Despite the number of guest backing singers (including Tom Petty, Cash's wife June Carter, & Sheryl Crowe) and musicians (Petty again, Randy Scruggs) they never for a moment detract or distract from Cash's voice which remains as strong and intense as ever. Always an outstanding interpreter of other peoples' songs, here is a masterclass as he tackles Petty's I Won't Back Down, U2's One, Nick Cave's The Mercy Seat (which could have been written by Cash himself), among other plus three of his own songs. This isn't Country and it isn't Rock, it's just pure music that warms and then shatters the soul.

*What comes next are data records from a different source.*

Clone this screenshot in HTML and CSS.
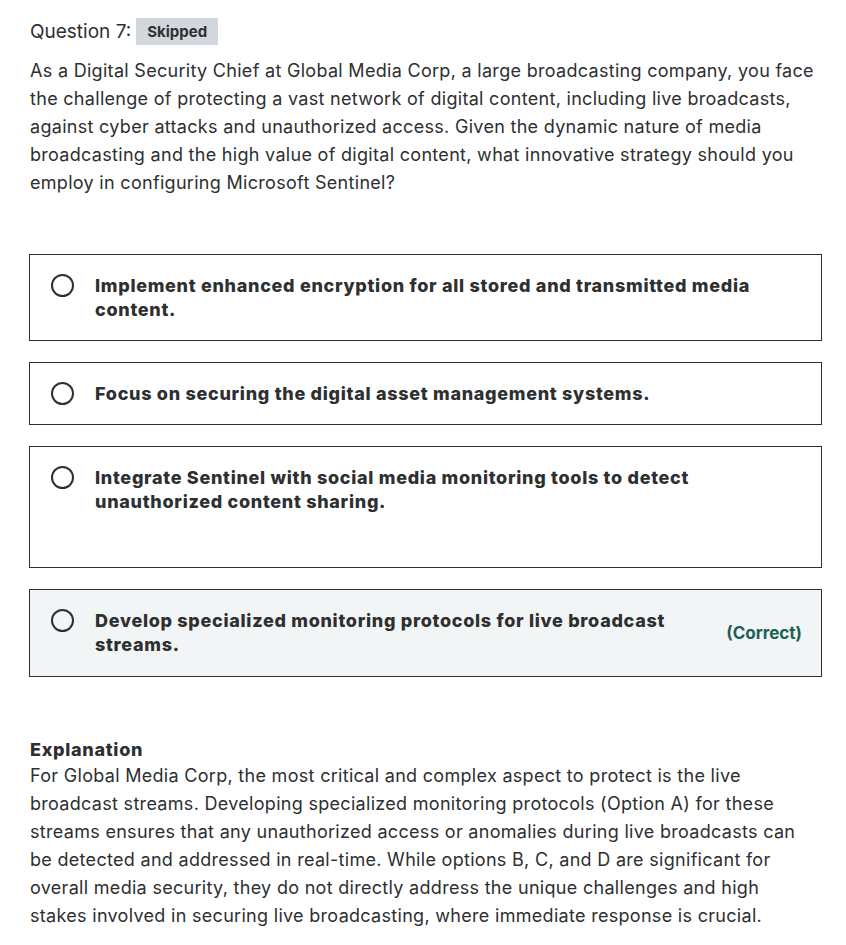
FILE: index.html
```html
<!DOCTYPE html>
<html>
<head>
<meta charset="utf-8">
<link rel="stylesheet" href="styles.css">
</head>
<body>
<div class="page">
  <div class="q-head">
    <span class="q-title">Question 7:</span>
    <span class="badge">Skipped</span>
  </div>
  <p class="q-text">As a Digital Security Chief at Global Media Corp, a large broadcasting company, you face the challenge of protecting a vast network of digital content, including live broadcasts, against cyber attacks and unauthorized access. Given the dynamic nature of media broadcasting and the high value of digital content, what innovative strategy should you employ in configuring Microsoft Sentinel?</p>

  <div class="options">
    <div class="option">
      <span class="radio"></span>
      <div class="opt-text">Implement enhanced encryption for all stored and transmitted media content.</div>
    </div>
    <div class="option">
      <span class="radio"></span>
      <div class="opt-text">Focus on securing the digital asset management systems.</div>
    </div>
    <div class="option tall">
      <span class="radio"></span>
      <div class="opt-text">Integrate Sentinel with social media monitoring tools to detect unauthorized content sharing.</div>
    </div>
    <div class="option correct">
      <span class="radio"></span>
      <div class="opt-text narrow">Develop specialized monitoring protocols for live broadcast streams.</div>
      <span class="correct-label">(Correct)</span>
    </div>
  </div>

  <div class="explanation">
    <h3 class="exp-title">Explanation</h3>
    <p class="exp-text">For Global Media Corp, the most critical and complex aspect to protect is the live broadcast streams. Developing specialized monitoring protocols (Option A) for these streams ensures that any unauthorized access or anomalies during live broadcasts can be detected and addressed in real-time. While options B, C, and D are significant for overall media security, they do not directly address the unique challenges and high stakes involved in securing live broadcasting, where immediate response is crucial.</p>
  </div>
</div>
</body>
</html>
```

FILE: styles.css
```css
* { box-sizing: border-box; }
html, body { margin: 0; padding: 0; background: #ffffff; }
body {
  font-family: "Inter", "Noto Sans", "Liberation Sans", sans-serif;
  color: #2d2f31;
}
.page {
  width: 846px;
  padding: 18px 24px 0 29px;
}
.q-head {
  display: flex;
  align-items: center;
  gap: 5px;
  height: 27px;
}
.q-title {
  font-size: 19px;
  line-height: 27px;
  padding-left: 1px;
}
.badge {
  background: #d1d7dc;
  font-weight: 700;
  font-size: 15px;
  line-height: 27px;
  height: 27px;
  padding: 0 11px;
}
.q-text {
  margin: 12px 0 0 1px;
  font-size: 18px;
  letter-spacing: 0.3px;
  line-height: 28px;
  width: 792px;
}
.options {
  margin-top: 57px;
  display: flex;
  flex-direction: column;
  gap: 21px;
  width: 793px;
}
.option {
  border: 1px solid #2d2f31;
  display: flex;
  align-items: flex-start;
  padding: 19px 19px 18px 21px;
}
.option.tall { padding-bottom: 53px; }
.option.correct {
  background: #f2f5f5;
  align-items: center;
  padding-bottom: 19px;
}
.radio {
  flex: none;
  width: 23px;
  height: 23px;
  border: 2px solid #2d2f31;
  border-radius: 50%;
  margin-right: 21px;
}
.option.correct .radio { align-self: flex-start; }
.opt-text {
  font-size: 18px;
  font-weight: 800;
  letter-spacing: 0.7px;
  line-height: 24px;
  flex: 1;
  padding-right: 50px;
}
.opt-text.narrow { padding-right: 60px; }
.correct-label {
  flex: none;
  font-size: 17px;
  font-weight: 700;
  color: #1e6055;
  line-height: 24px;
}
.explanation {
  margin-top: 61px;
}
.exp-title {
  margin: 0;
  font-size: 18px;
  font-weight: 800;
  letter-spacing: 0.7px;
  line-height: 24px;
  padding-left: 1px;
}
.exp-text {
  margin: 0;
  font-size: 18px;
  letter-spacing: 0.3px;
  line-height: 28px;
  padding-left: 1px;
  width: 792px;
}
```
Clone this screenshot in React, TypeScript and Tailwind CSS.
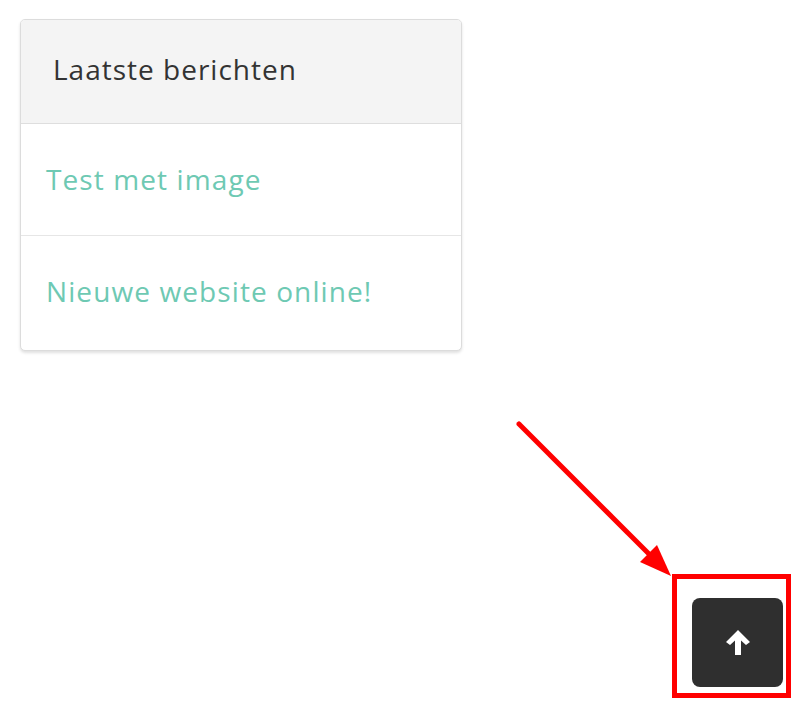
import React from "react";

export default function App() {
  return (
    <div className="relative w-[800px] h-[702px] bg-white overflow-hidden" style={{ fontFamily: "'Open Sans', Lato, sans-serif" }}>
      <div className="pt-[19px] pl-[20px]">
        <div className="w-[442px] border border-[#dcdcdc] rounded-[5px] bg-white shadow-[0_2px_3px_rgba(0,0,0,0.12)] overflow-hidden">
          <div className="h-[104px] bg-[#f4f4f4] border-b border-[#dedede] flex items-center pl-[32px] pb-[5px]">
            <span className="text-[28px] text-[#333333] tracking-[1px]">Laatste berichten</span>
          </div>
          <div className="h-[112px] border-b border-[#e6e6e6] flex items-center pl-[25px] pb-[2px]">
            <span className="text-[28px] text-[#6ec9b3] tracking-[1.1px]">Test met image</span>
          </div>
          <div className="h-[114px] flex items-center pl-[25px] pb-[4px]">
            <span className="text-[28px] text-[#6ec9b3] tracking-[1.1px]">Nieuwe website online!</span>
          </div>
        </div>
      </div>

      <svg className="absolute left-0 top-0" width="800" height="702">
        <line x1="519" y1="424" x2="655" y2="560" stroke="#ff0000" strokeWidth="5" strokeLinecap="round" />
        <polygon points="671,576 640,562 657,545" fill="#ff0000" />
      </svg>

      <div className="absolute left-[672px] top-[574px] w-[119px] h-[124px] border-[5px] border-[#ff0000]" />

      <div className="absolute left-[692px] top-[598px] w-[91px] h-[89px] rounded-[8px] bg-[#2f2f2f] flex items-center justify-center">
        <svg width="26" height="27" viewBox="0 0 26 27">
          <polygon points="13,1 25,13 21,16 16,11.5 16,26 10,26 10,11.5 5,16 1,13" fill="#ffffff" />
        </svg>
      </div>
    </div>
  );
}
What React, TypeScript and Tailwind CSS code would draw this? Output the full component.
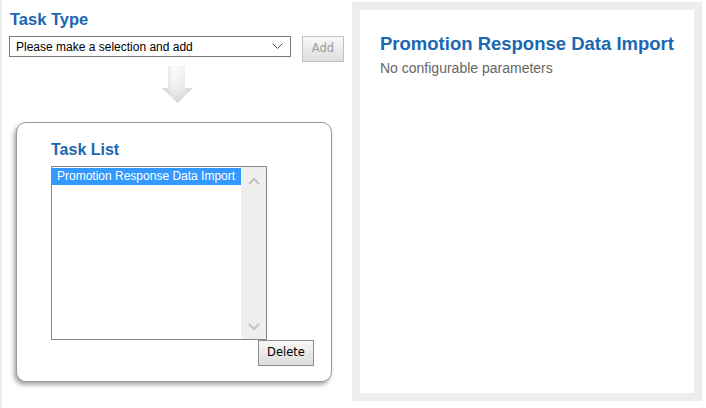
import React from "react";

function Chevron({ dir, className }: { dir: "up" | "down"; className?: string }) {
  return (
    <svg width="12" height="8" viewBox="0 0 12 8" className={className}>
      <path
        d={dir === "up" ? "M1 7 L6 2 L11 7" : "M1 1 L6 6 L11 1"}
        fill="none"
        stroke="#c4c4c4"
        strokeWidth="2"
      />
    </svg>
  );
}

function DownArrow() {
  return (
    <svg width="31" height="37" viewBox="0 0 31 37">
      <defs>
        <linearGradient id="ah" x1="0" y1="0" x2="1" y2="0">
          <stop offset="0" stopColor="#cfcfcf" />
          <stop offset="0.35" stopColor="#fbfbfb" />
          <stop offset="0.7" stopColor="#f2f2f2" />
          <stop offset="1" stopColor="#d6d6d6" />
        </linearGradient>
        <linearGradient id="av" x1="0" y1="0" x2="0" y2="1">
          <stop offset="0" stopColor="#ffffff" stopOpacity="0" />
          <stop offset="1" stopColor="#bdbdbd" stopOpacity="0.6" />
        </linearGradient>
      </defs>
      <path d="M6 0 H23 V22 H31 L15.5 37 L0 22 H6 Z" fill="url(#ah)" />
      <path d="M6 0 H23 V22 H31 L15.5 37 L0 22 H6 Z" fill="url(#av)" />
    </svg>
  );
}

export default function App() {
  return (
    <div className="flex w-[706px] h-[408px] bg-white font-['Liberation_Sans',Arial,sans-serif] overflow-hidden">
      <div className="w-[2px] h-full bg-[#ededed]" />
      <div className="w-[350px] flex flex-col">
        <h2 className="ml-[8px] mt-[10px] text-[16.5px] leading-[18px] font-bold text-[#1a67b2]">
          Task Type
        </h2>
        <div className="mt-[8px] flex items-start">
          <div className="ml-[7px] w-[282px] h-[21px] border border-[#7a7a7a] bg-white flex items-center justify-between pl-[6px] pr-[7px]">
            <span className="text-[12px] leading-[14px] text-black">Please make a selection and add</span>
            <svg width="11" height="7" viewBox="0 0 11 7">
              <path d="M0.5 0.5 L5.5 5.5 L10.5 0.5" fill="none" stroke="#555" strokeWidth="1" />
            </svg>
          </div>
          <button className="ml-[11px] w-[42px] h-[26px] border border-[#c3c3c3] bg-gradient-to-b from-[#f8f8f8] to-[#dedede] text-[11.5px] font-['DejaVu_Sans',sans-serif] text-[#9c9c9c] flex items-center justify-center">
            Add
          </button>
        </div>
        <div className="mt-[4px] ml-[160px]">
          <DownArrow />
        </div>
        <div className="mt-[19px] ml-[14px] w-[316px] h-[260px] border border-[#9a9a9a] rounded-[10px] bg-white shadow-[-2px_3px_4px_rgba(0,0,0,0.35)] flex flex-col pl-[34px] pr-[17px] pt-[18px]">
          <h2 className="text-[16px] leading-[18px] font-bold text-[#1a67b2]">Task List</h2>
          <div className="mt-[7px] w-[216px] h-[174px] border border-[#86888d] flex">
            <div className="flex-1 pt-[1px]">
              <div className="h-[17px] bg-[#3399ff] text-white text-[12px] leading-[17px] pl-[5px]">
                Promotion Response Data Import
              </div>
            </div>
            <div className="w-[25px] bg-[#efefef] flex flex-col items-center justify-between pt-[10px] pb-[8px]">
              <Chevron dir="up" />
              <Chevron dir="down" />
            </div>
          </div>
          <div className="flex justify-end">
            <button className="w-[56px] h-[26px] border border-[#8c8c8c] bg-gradient-to-b from-[#f7f7f7] to-[#dcdcdc] text-[11.5px] font-['DejaVu_Sans',sans-serif] text-black flex items-center justify-center">
              Delete
            </button>
          </div>
        </div>
      </div>
      <div className="mt-[2px] w-[350px] h-[399px] bg-[#ededed] p-[8px]">
        <div className="w-full h-full bg-white pl-[20px] pt-[23px]">
          <h1 className="text-[18.5px] leading-[22px] font-bold text-[#1a67b2]">
            Promotion Response Data Import
          </h1>
          <p className="mt-[5px] text-[14px] leading-[16px] text-[#666]">No configurable parameters</p>
        </div>
      </div>
    </div>
  );
}
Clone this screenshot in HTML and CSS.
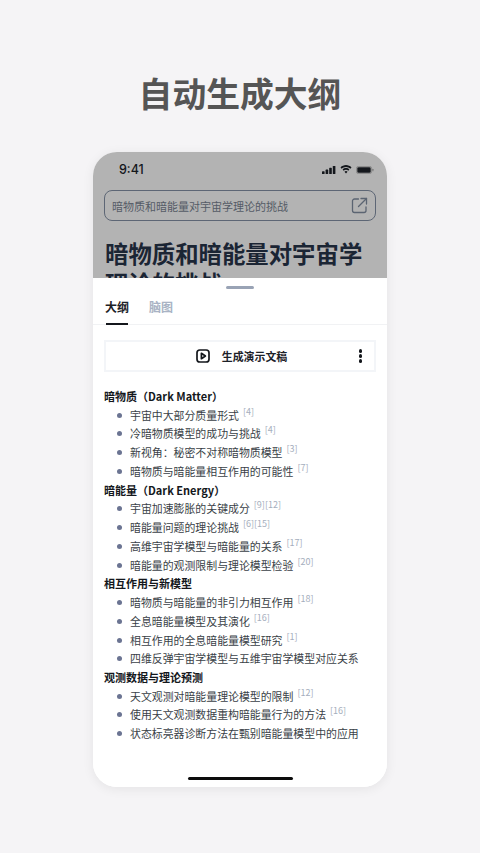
FILE: index.html
```html
<!DOCTYPE html>
<html lang="zh">
<head>
  <meta charset="UTF-8"/>
  <meta name="viewport" content="width=device-width,initial-scale=1"/>
  <title>自动生成大纲</title>
  <link rel="stylesheet" href="styles.css">
</head>
<body>
  <h1 class="page-title">自动生成大纲</h1>

  <div class="phone">
    <div class="phone-top">
      <div class="status-bar">
        <span class="clock">9:41</span>
        <div class="status-icons">
          <svg width="14" height="8" viewBox="0 0 14 8"><rect x="0" y="5.200" width="2.600" height="2.800" rx=".6"/><rect x="3.600" y="3.600" width="2.600" height="4.400" rx=".6"/><rect x="7.200" y="1.800" width="2.600" height="6.200" rx=".6"/><rect x="10.800" y="0" width="2.600" height="8" rx=".6"/></svg>
          <svg width="12" height="9" viewBox="0 0 12 9"><path d="M6 1.900c1.700 0 3.200.7 4.300 1.800l1.200-1.300C10.100 1 8.100.1 6 .1S1.900 1 .5 2.400l1.200 1.300C2.800 2.600 4.300 1.900 6 1.900z"/><path d="M6 4.700c.9 0 1.700.4 2.300 1l1.100-1.200C8.500 3.600 7.300 3.100 6 3.100s-2.500.5-3.400 1.400l1.100 1.200c.6-.6 1.400-1 2.300-1z"/><path d="M6 6.100c-.6 0-1.100.2-1.500.6L6 8.600l1.500-1.900C7.100 6.300 6.600 6.100 6 6.100z"/></svg>
          <svg width="18" height="8" viewBox="0 0 18 8"><rect x=".4" y=".4" width="15.200" height="7.200" rx="2.200" fill="none" stroke="#7d7d7d" stroke-width=".8"/><rect x="1.300" y="1.300" width="13.400" height="5.400" rx="1.300"/><rect x="16.300" y="2.700" width="1.200" height="2.600" rx=".6" fill="#7d7d7d"/></svg>
        </div>
      </div>
      <div class="search-box">
        <span>暗物质和暗能量对宇宙学理论的挑战</span>
        <svg class="share-icon" width="17" height="17" viewBox="0 0 17 17" fill="none" stroke="#5b6472" stroke-width="1.300" stroke-linecap="round" stroke-linejoin="round"><path d="M7.500 2H3.500A2 2 0 0 0 1.500 4v9.500a2 2 0 0 0 2 2H13a2 2 0 0 0 2-2V10"/><path d="M7.500 9.500 15.500 1.500"/><path d="M10 1.500h5.500V7"/></svg>
      </div>
      <h2 class="article-title">暗物质和暗能量对宇宙学理论的挑战</h2>
    </div>

    <div class="sheet">
      <div class="handle"></div>
      <div class="tabs">
        <div class="tab active">大纲</div>
        <div class="tab">脑图</div>
      </div>

      <div class="action-bar">
        <div class="action-main">
          <svg width="14" height="14" viewBox="0 0 14 14" fill="none" stroke="#14171c" stroke-width="1.700" stroke-linejoin="round"><rect x="1" y="1" width="12" height="12" rx="2.800"/><path d="M5.400 4.300v5.400L9.400 7z"/></svg>
          <span>生成演示文稿</span>
        </div>
        <div class="more-dots"><i></i><i></i><i></i></div>
      </div>

      <div class="outline">
        <h3>暗物质（Dark Matter）</h3>
        <ul>
          <li>宇宙中大部分质量形式<sup>[4]</sup></li>
          <li>冷暗物质模型的成功与挑战<sup>[4]</sup></li>
          <li>新视角：秘密不对称暗物质模型<sup>[3]</sup></li>
          <li>暗物质与暗能量相互作用的可能性<sup>[7]</sup></li>
        </ul>
        <h3>暗能量（Dark Energy）</h3>
        <ul>
          <li>宇宙加速膨胀的关键成分<sup>[9][12]</sup></li>
          <li>暗能量问题的理论挑战<sup>[6][15]</sup></li>
          <li>高维宇宙学模型与暗能量的关系<sup>[17]</sup></li>
          <li>暗能量的观测限制与理论模型检验<sup>[20]</sup></li>
        </ul>
        <h3>相互作用与新模型</h3>
        <ul>
          <li>暗物质与暗能量的非引力相互作用<sup>[18]</sup></li>
          <li>全息暗能量模型及其演化<sup>[16]</sup></li>
          <li>相互作用的全息暗能量模型研究<sup>[1]</sup></li>
          <li>四维反弹宇宙学模型与五维宇宙学模型对应关系</li>
        </ul>
        <h3>观测数据与理论预测</h3>
        <ul>
          <li>天文观测对暗能量理论模型的限制<sup>[12]</sup></li>
          <li>使用天文观测数据重构暗能量行为的方法<sup>[16]</sup></li>
          <li>状态标亮器诊断方法在甄别暗能量模型中的应用</li>
        </ul>
      </div>

      <div class="home-indicator"></div>
    </div>
  </div>
</body>
</html>
```

FILE: styles.css
```css
* { box-sizing:border-box; }
html, body { height:100%; }
body {
  margin:0; height:853px; overflow:hidden;
  background:#f5f4f6;
  font-family:"Noto Sans CJK SC","Noto Sans",sans-serif;
  color:#23272e;
}
.page-title {
  margin:0; padding-top:68px; height:152px;
  text-align:center;
  font-size:33.800px; line-height:50px; font-weight:700;
  color:#555;
}
.phone {
  width:294px; height:635px; margin:0 auto;
  display:flex; flex-direction:column;
  border-radius:24px; overflow:hidden;
  background:#fff;
  box-shadow:0 2px 12px rgba(0,0,0,.07);
}
.phone-top {
  height:126px; flex:none; overflow:hidden;
  background:#b3b3b3;
  padding:0 11px;
}
.status-bar {
  height:35px; margin-bottom:3px; padding:0 2px 0 15px;
  display:flex; align-items:center; justify-content:space-between;
}
.clock {
  font-family:Inter,sans-serif;
  font-size:12.500px; font-weight:500; color:#14171c;
}
.status-icons {
  display:flex; align-items:center; gap:4px;
  fill:#14171c;
}
.search-box {
  height:31px; padding:0 7px 0 7px;
  display:flex; align-items:center; justify-content:space-between;
  border:1.300px solid #5d6675; border-radius:8px;
  font-size:11px; color:#555b66;
}
.article-title {
  margin:17px 0 0; padding-left:1px;
  font-size:23.400px; line-height:30px; font-weight:700;
  color:#1b2534;
}
.sheet {
  flex:1; display:flex; flex-direction:column;
  padding:0 11px;
  background:#fff;
}
.handle {
  width:28px; height:3px; margin:8px auto 0;
  border-radius:2px; background:#99a3b5;
}
.tabs {
  margin:0 -11px; padding:0 12px;
  height:36px; flex:none;
  display:flex; gap:20px;
  border-bottom:1px solid #f1f2f4;
}
.tab {
  width:24px; padding-top:8px;
  font-size:12px; line-height:20px; font-weight:700;
  color:#a9b3c4; white-space:nowrap;
}
.tab.active {
  position:relative;
  color:#1c2128;
}
.tab.active::after {
  content:""; position:absolute; left:1px; right:1px; bottom:-1px;
  height:2px; background:#14171c;
}
.action-bar {
  position:relative;
  height:32px; margin-top:15px;
  border:2px solid #f3f5f8;
  display:flex; align-items:center; justify-content:center;
}
.action-main {
  display:flex; align-items:center; gap:12px;
  margin-left:3px;
  font-size:10.900px; font-weight:700; color:#1c2128;
}
.more-dots {
  position:absolute; right:12px; top:7px;
  display:flex; flex-direction:column; gap:1.500px;
}
.more-dots i {
  width:3.500px; height:3.500px; border-radius:50%;
  background:#14171c;
}
.outline {
  margin-top:15px; font-size:10.900px; line-height:18.730px;
}
.outline h3 {
  margin:0; font-size:11px; line-height:18.730px; font-weight:700;
  color:#14171c;
}
.outline ul {
  margin:0; padding:0; list-style:none;
}
.outline li {
  position:relative; padding-left:26px; white-space:nowrap;
  color:#3a3f47;
}
.outline li::before {
  content:""; position:absolute; left:13px; top:7px;
  width:5px; height:5px; border-radius:50%;
  background:#6b7492;
}
.outline sup {
  margin-left:4px;
  font-size:9px; line-height:0; vertical-align:5px;
  color:#a5aebd;
}
.home-indicator {
  width:105px; height:3px; margin:auto auto 7px;
  border-radius:2px; background:#0c0c0c;
}
```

This journey actually ends on the compilation mentioned first. It ends with Nine Inch Nails' Hurt in one of the most affecting and emotionally wrenching heartbreaking things I've ever heard. Cash reached a peak at the beginning of hsi career and he stayed there all his life.

I've come to Johnny Cash relatively late in my own life -just ten years younger than he was when he died. But better late than never because I know that I'll be listening to him for the rest of it.

WHATEVER HAPPENED TO...

From 1966-1969 I attended Edge Hill College of Education to train to be a teacher. To cut a long story short: I fucked up at the last hurdle and failed. I never wonder what my life would have been like if I'd passed. It never even occurred to me to even think about the idea of wondering what my life would have been like if I'd passed until now. The photograph above is of the main entrance which doesn't look any different from when I attended, probably because, as I've just checked, it was taken in 1962. 

(I've learned recently that Jonathan Pryce the actor attended around the same time I did. Wonder if I knew him at all?)

Lately I've been thinking about writing the occasional autobiographical piece but not neccessarily the ones that those who know me would expect. I'd been planning to write about an outdoor pursuits weekend I went on during my final year. Thinking of that made me think about people I knew then.

Cutting a long story short, my two best mates there were Rob Proctor and Dave Bell. I don't remember seeing Rob since I left (though my memory may be wrong on that) but the last time I saw Dave was in Nelson Lancashire, where he and Rob came from, in the mid-70's when I attended a party at his house (and the less said about that the better as I behaved not as well as I should -blame the drink) and Dave was, at the time, a Liberal councillor. 

At college, the three of us and a bunch of others in our merry band were all keen fellwalkers and Rob founded a college society so we could do just that. Rob was around my height (I think, maybe a little taller, my memory is notoriously unreliable), but Dave was an ectomorph, bespectacled, tall and lean suffering from a prematurely receding hairline and we got on really well.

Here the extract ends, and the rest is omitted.